たとえば私の部屋を見回すと、当然いろいろなモノが目に飛び込んできます。
そこに置かれた様々なモノたちを眺めていると、何だか頼もしいようでもあり、痛ましいようでもあります。彼らは、あたかも結界を守る護符のごとく、また仏国土を護持する四天王のごとく、この空間に<平板な日常>が侵入するのと必死に戦っているように見えます。彼らの聖性(もしそう言ってよければ)が失われたとき、この部屋は、そして私の心は、まことに荒涼寂寞としたありさまになることでしょう。

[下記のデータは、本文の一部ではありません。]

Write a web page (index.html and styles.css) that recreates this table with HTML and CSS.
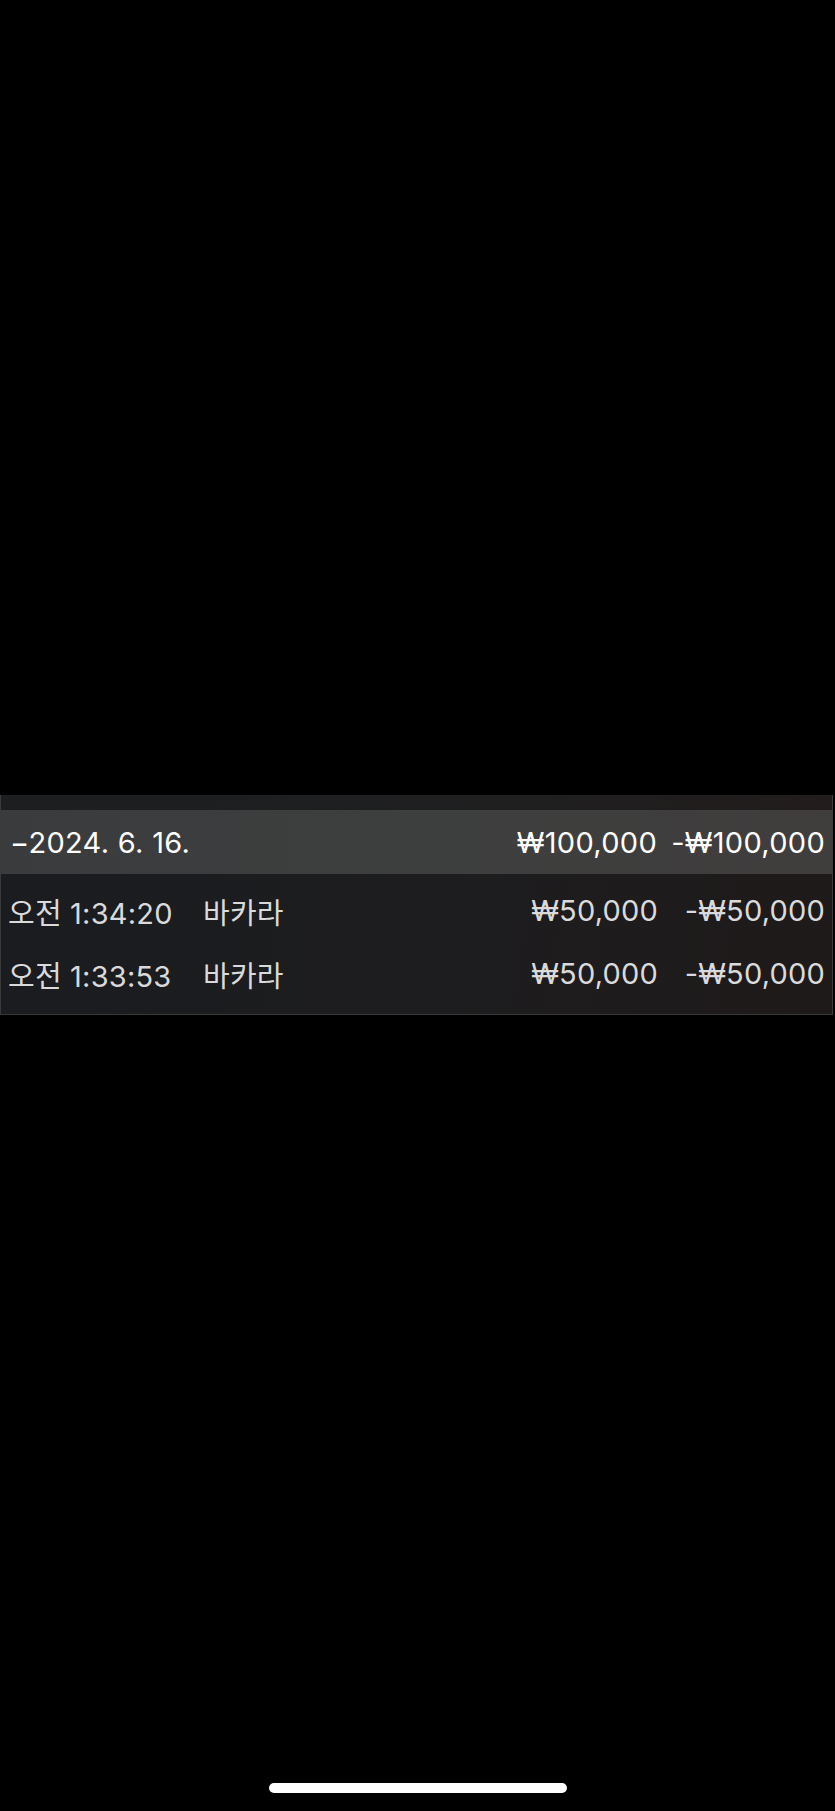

古書にしろ、古物にしろ、彼らの力は一体いつまで、そしてどこまで有効なのでしょうか?
そもそも、私の「ヴンダーカンマーごっこ」の果てに、はたして真のヴンダーはあるのでしょうか?

濁った頭で考えているので、なんだか問いもクリアではありません。

あるいは、事態はまったく逆で、今の私は単なるモノの虜囚であり、モノの力が失われる時、私はようやくリアルな世界に還れるのでしょうか?

こういうドヨーンとした話題を書くのは、年度替りで疲れているせいかもしれません。
ゴールデン・ウィークにゆっくり休めば、たぶん回復するはず。